Joe Monteverde, 30, who works in television in New York City, said a good meal can be the way to a man's heart, but not when it comes to something as serious as marriage.
But if anything could do it for him, it wouldn't be chicken.
"It would have to be lasagna, flawless, better than my mother’s. I’m talking perfect," he said.
Tip Lipsey, a married pastor from Coleman, Ala., said no meal — not even a well-dressed bird — would have brought him down on one knee.
"I live in Alabama — chickens are everywhere," he said. "I don't even like chicken. I won't eat it."
Darryll Bailey, 52, also from Coleman, was similarly unimpressed.
"I was raised on a chicken farm — it’s my favorite meat. But even so, no," Bailey said.

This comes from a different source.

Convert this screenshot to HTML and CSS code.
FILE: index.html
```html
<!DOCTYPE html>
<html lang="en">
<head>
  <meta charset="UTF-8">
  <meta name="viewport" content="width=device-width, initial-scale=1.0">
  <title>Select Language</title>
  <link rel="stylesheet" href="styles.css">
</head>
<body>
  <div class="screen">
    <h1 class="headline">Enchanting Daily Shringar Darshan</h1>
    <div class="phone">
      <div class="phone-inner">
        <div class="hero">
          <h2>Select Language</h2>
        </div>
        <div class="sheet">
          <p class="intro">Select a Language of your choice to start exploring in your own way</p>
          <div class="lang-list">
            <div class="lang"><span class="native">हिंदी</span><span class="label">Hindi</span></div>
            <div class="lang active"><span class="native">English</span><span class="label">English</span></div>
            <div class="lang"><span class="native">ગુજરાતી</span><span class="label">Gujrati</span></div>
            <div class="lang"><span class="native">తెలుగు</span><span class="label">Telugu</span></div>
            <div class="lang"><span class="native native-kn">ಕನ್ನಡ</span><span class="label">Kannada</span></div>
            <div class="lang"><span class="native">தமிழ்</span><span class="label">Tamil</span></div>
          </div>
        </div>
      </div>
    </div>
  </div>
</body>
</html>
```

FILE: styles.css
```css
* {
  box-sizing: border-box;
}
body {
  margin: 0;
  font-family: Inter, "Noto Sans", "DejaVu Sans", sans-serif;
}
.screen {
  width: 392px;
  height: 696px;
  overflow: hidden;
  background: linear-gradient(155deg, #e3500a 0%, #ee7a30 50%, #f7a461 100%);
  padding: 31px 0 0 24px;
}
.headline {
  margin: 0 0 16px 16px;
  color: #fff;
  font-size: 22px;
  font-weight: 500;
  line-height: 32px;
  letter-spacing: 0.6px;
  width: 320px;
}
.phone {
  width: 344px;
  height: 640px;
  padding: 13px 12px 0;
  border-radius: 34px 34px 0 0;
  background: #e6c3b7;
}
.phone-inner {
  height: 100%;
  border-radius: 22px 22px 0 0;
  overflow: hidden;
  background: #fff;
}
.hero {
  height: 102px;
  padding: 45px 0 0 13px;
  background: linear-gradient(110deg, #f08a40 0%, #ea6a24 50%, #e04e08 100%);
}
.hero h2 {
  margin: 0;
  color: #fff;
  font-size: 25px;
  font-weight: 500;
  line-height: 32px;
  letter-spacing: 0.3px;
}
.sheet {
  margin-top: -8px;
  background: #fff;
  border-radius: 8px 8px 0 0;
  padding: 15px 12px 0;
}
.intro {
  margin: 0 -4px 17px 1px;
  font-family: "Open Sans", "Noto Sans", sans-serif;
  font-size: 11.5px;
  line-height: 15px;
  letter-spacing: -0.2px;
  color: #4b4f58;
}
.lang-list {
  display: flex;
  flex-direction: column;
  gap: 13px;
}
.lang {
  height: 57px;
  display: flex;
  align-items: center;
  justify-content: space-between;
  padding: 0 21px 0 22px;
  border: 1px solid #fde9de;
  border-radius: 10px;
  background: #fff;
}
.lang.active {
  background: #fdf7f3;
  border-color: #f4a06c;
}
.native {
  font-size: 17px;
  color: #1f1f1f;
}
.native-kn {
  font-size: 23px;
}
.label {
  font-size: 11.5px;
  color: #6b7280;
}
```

John Molloy, who interviewed 2,500 couples of all ages and backgrounds coming out of marriage license bureaus for his book, “Why Men Marry Some Women and Not Others,” doesn't think a chicken — or any dish, for that matter — can change a man's opinion of a woman after a certain point.
But a well-planned meal might be a nice way to serve up "the topic."
"Guys like to be romanced, too," Molloy said.
Moreover — politically incorrect as it may be, men like women who know how to entertain, he said.
"Most men coming out of the wedding bureaus said about their wives, 'She’s such a wonderful person,' 'she's a nice person,' 'she's a competent person.' Men expect women to be socially adept — to handle themselves well. The chicken shows all those qualities — he's proud of the fact that she could entertain friends. A lot of women find that demeaning, but it's true."
But post-Suder, the real power of the chicken may be its history. Bolstered by the knowledge that the dish had done the trick for other would-be brides, Molloy surmised that the women who made it felt confident enough to bring up the topic of marriage during the meal.
“The women probably felt the guy was ready and probably hinted at those dinners," he said. "I bet they brought it up."
Indeed, according to Molloy, bringing up the subject of marriage, with or without a plate of poultry, is the only way to get a guy down on one knee.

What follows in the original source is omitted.